Hepatic ketone body regulation of renal gluconeogenesis

Ryo Hatano; Eunyoung Lee; Hiromi Sato; Masahiro Kiuchi; Kiyoshi Hirahara; Yoshimi Nakagawa; Hitoshi Shimano; Toshinori Nakayama; Tomoaki Tanaka; Takashi Miki

doi:10.1016/j.molmet.2024.101934

Hepatic ketone body regulation of renal gluconeogenesis

Mol Metab. 2024 Apr 9:84:101934. doi: 10.1016/j.molmet.2024.101934. Online ahead of print.

Authors

Affiliations

¹ Department of Medical Physiology, Chiba University, Graduate School of Medicine, Chiba 260-8670, Japan.
² Department of Medical Physiology, Chiba University, Graduate School of Medicine, Chiba 260-8670, Japan; Research Institute of Disaster Medicine (RIDM), Chiba University, Graduate School of Medicine, Chiba 260-8670, Japan.
³ Laboratory of Clinical Pharmacology and Pharmacometrics, Chiba University, Graduate School of Pharmaceutical Sciences, Chiba 260-8670, Japan.
⁴ Department of Immunology, Chiba University, Graduate School of Medicine, Chiba 260-8670, Japan.
⁵ Research Institute of Disaster Medicine (RIDM), Chiba University, Graduate School of Medicine, Chiba 260-8670, Japan; Department of Immunology, Chiba University, Graduate School of Medicine, Chiba 260-8670, Japan.
⁶ Division of Complex Biosystem Research, Department of Research and Development, Institute of Natural Medicine, University of Toyama, Toyama 930-0194, Japan.
⁷ Department of Endocrinology and Metabolism, Institute of Medicine, University of Tsukuba, Ibaraki 305-8575, Japan.
⁸ Research Institute of Disaster Medicine (RIDM), Chiba University, Graduate School of Medicine, Chiba 260-8670, Japan; Department of Molecular Diagnosis, Chiba University, Graduate School of Medicine, Chiba 260-8670, Japan.
⁹ Department of Medical Physiology, Chiba University, Graduate School of Medicine, Chiba 260-8670, Japan; Research Institute of Disaster Medicine (RIDM), Chiba University, Graduate School of Medicine, Chiba 260-8670, Japan. Electronic address: tmiki@faculty.chiba-u.jp.

Abstract

Objectives: During fasting, liver pivotally regulates blood glucose levels through glycogenolysis and gluconeogenesis. Kidney also produces glucose through gluconeogenesis. Gluconeogenic genes are transactivated by fasting, but their expression patterns are chronologically different between the two organs. We find that renal gluconeogenic gene expressions are positively correlated with the blood β-hydroxybutyrate concentration. Thus, we herein aim to investigate the regulatory mechanism and its physiological implications.

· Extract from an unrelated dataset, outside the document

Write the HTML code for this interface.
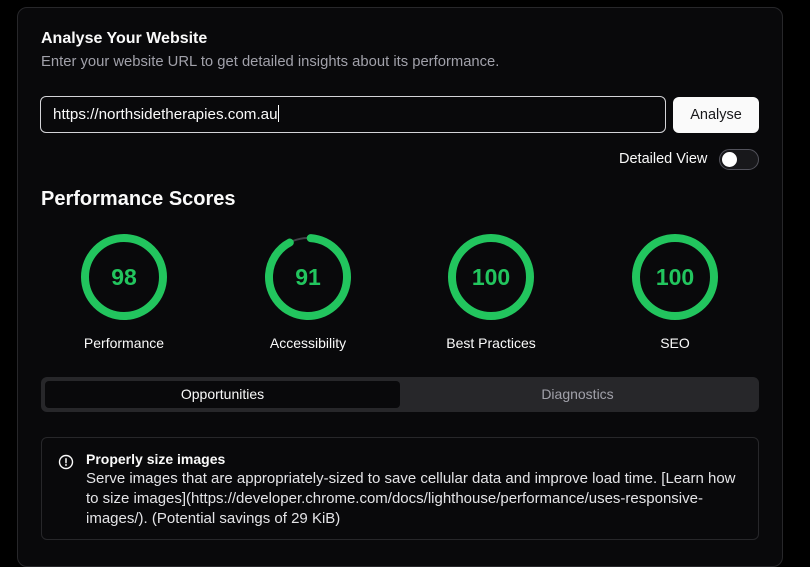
<!DOCTYPE html>
<html><head><style>
*{box-sizing:border-box;margin:0;padding:0}
body{width:810px;height:554px;background:#000;font-family:"Liberation Sans",sans-serif;overflow:hidden;position:relative;color:#fafafa}
.card{position:absolute;left:17px;top:7px;width:766px;height:560px;background:#09090b;border:1px solid #27272a;border-radius:10px}
.abs{position:absolute}
</style></head><body>
<div class="card"></div>
<div class="abs" style="left:41px;top:30px;font-size:16px;font-weight:bold;color:#fafafa">Analyse Your Website</div>
<div class="abs" style="left:41px;top:54px;font-size:14.8px;color:#a1a1aa">Enter your website URL to get detailed insights about its performance.</div>
<div class="abs" style="left:40px;top:96px;width:626px;height:37px;border:1px solid #d4d4d8;border-radius:6px;background:#09090b;padding:0 0 0 12px;font-size:15.2px;line-height:35px">https://northsidetherapies.com.au<span style="display:inline-block;width:1px;height:17px;background:#fff;vertical-align:-3px"></span></div>
<div class="abs" style="left:673px;top:97px;width:86px;height:36px;background:#fafafa;border-radius:6px;color:#18181b;font-size:14.5px;text-align:center;line-height:36px">Analyse</div>
<div class="abs" style="left:619px;top:151px;font-size:14.5px;line-height:17px">Detailed View</div>
<div class="abs" style="left:719px;top:149px;width:40px;height:21px;border:1px solid #52525b;border-radius:11px;background:#18181b"><div style="position:absolute;left:2px;top:2px;width:15px;height:15px;border-radius:50%;background:#fff"></div></div>
<div class="abs" style="left:41px;top:188px;font-size:20px;font-weight:bold">Performance Scores</div>
<svg class="abs" style="left:0;top:0" width="810" height="554">
<g fill="none" stroke-width="8">
<circle cx="124" cy="277" r="39" stroke="#22c55e"/>
<circle cx="308" cy="277" r="39" stroke="#3f3f46" stroke-width="2"/>
<circle cx="308" cy="277" r="39" stroke="#22c55e" stroke-dasharray="223 245" stroke-linecap="round" transform="rotate(-86 308 277)"/>
<circle cx="491" cy="277" r="39" stroke="#22c55e"/>
<circle cx="675" cy="277" r="39" stroke="#22c55e"/>
</g>
<g fill="#22c55e" font-family="Liberation Sans" font-weight="bold" font-size="23" text-anchor="middle">
<text x="124" y="285">98</text><text x="308" y="285">91</text><text x="491" y="285">100</text><text x="675" y="285">100</text>
</g>
<g fill="#fafafa" font-family="Liberation Sans" font-size="14" text-anchor="middle">
<text x="124" y="348">Performance</text><text x="308" y="348">Accessibility</text><text x="491" y="348">Best Practices</text><text x="675" y="348">SEO</text>
</g>
</svg>
<div class="abs" style="left:41px;top:377px;width:718px;height:35px;background:#27272a;border-radius:6px"></div>
<div class="abs" style="left:45px;top:381px;width:355px;height:27px;background:#09090b;border-radius:4px;text-align:center;line-height:27px;font-size:14px">Opportunities</div>
<div class="abs" style="left:400px;top:381px;width:355px;height:27px;text-align:center;line-height:27px;font-size:14px;color:#a1a1aa">Diagnostics</div>
<div class="abs" style="left:41px;top:437px;width:718px;height:103px;border:1px solid #27272a;border-radius:6px;background:#09090b"></div>
<svg class="abs" style="left:58px;top:454px" width="16" height="16" viewBox="0 0 16 16"><circle cx="8" cy="8" r="6.5" fill="none" stroke="#fafafa" stroke-width="1.4"/><path d="M8 4.8v3.8M8 10.6v.6" stroke="#fafafa" stroke-width="1.5" stroke-linecap="round"/></svg>
<div class="abs" style="left:86px;top:449px;width:680px;font-size:14px;line-height:20px;white-space:nowrap">
<div style="font-weight:bold;font-size:14px">Properly size images</div>
<div style="color:#e4e4e7;font-size:15px">Serve images that are appropriately-sized to save cellular data and improve load time. [Learn how<br>to size images](https://developer.chrome.com/docs/lighthouse/performance/uses-responsive-<br>images/). (Potential savings of 29 KiB)</div>
</div>
</body></html>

Methods: Gluconeogenic gene expressions in liver and kidney were examined in hyperketogenic mice such as high-fat diet (HFD)-fed and ketogenic diet-fed mice, and in hypoketogenic PPARα knockout (PPARα^-/-) mice. Renal gluconeogenesis was evaluated by rise in glycemia after glutamine loading in vivo. Functional roles of β-hydroxybutyrate in the regulation of renal gluconeogenesis were investigated by metabolome analysis and RNA-seq analysis of proximal tubule cells.

Results: Renal gluconeogenic genes were transactivated concurrently with blood β-hydroxybutyrate uprise under ketogenic states, but the increase was blunted in hypoketogenic PPARα^-/- mice. Administration of 1,3-butandiol, a ketone diester, transactivated renal gluconeogenic gene expression in fasted PPARα^-/- mice. In addition, HFD-fed mice showed fasting hyperglycemia along with upregulated renal gluconeogenic gene expression, which was blunted in HFD-fed PPARα^-/- mice. In vitro experiments and metabolome analysis in renal tubular cells showed that β-hydroxybutyrate directly promotes glucose and NH₃ production through transactivating gluconeogenic genes. In addition, RNA-seq analysis revealed that β-hydroxybutyrate-induced transactivation of Pck1 was mediated by C/EBPβ.

Conclusions: Our findings demonstrate that β-hydroxybutyrate mediates hepato-renal interaction to maintain homeostatic regulation of blood glucose and systemic acid-base balance through renal gluconeogenesis regulation.

Keywords: Acid-base homeostasis; Glucose metabolism; Ketone bodies; Renal gluconeogenesis.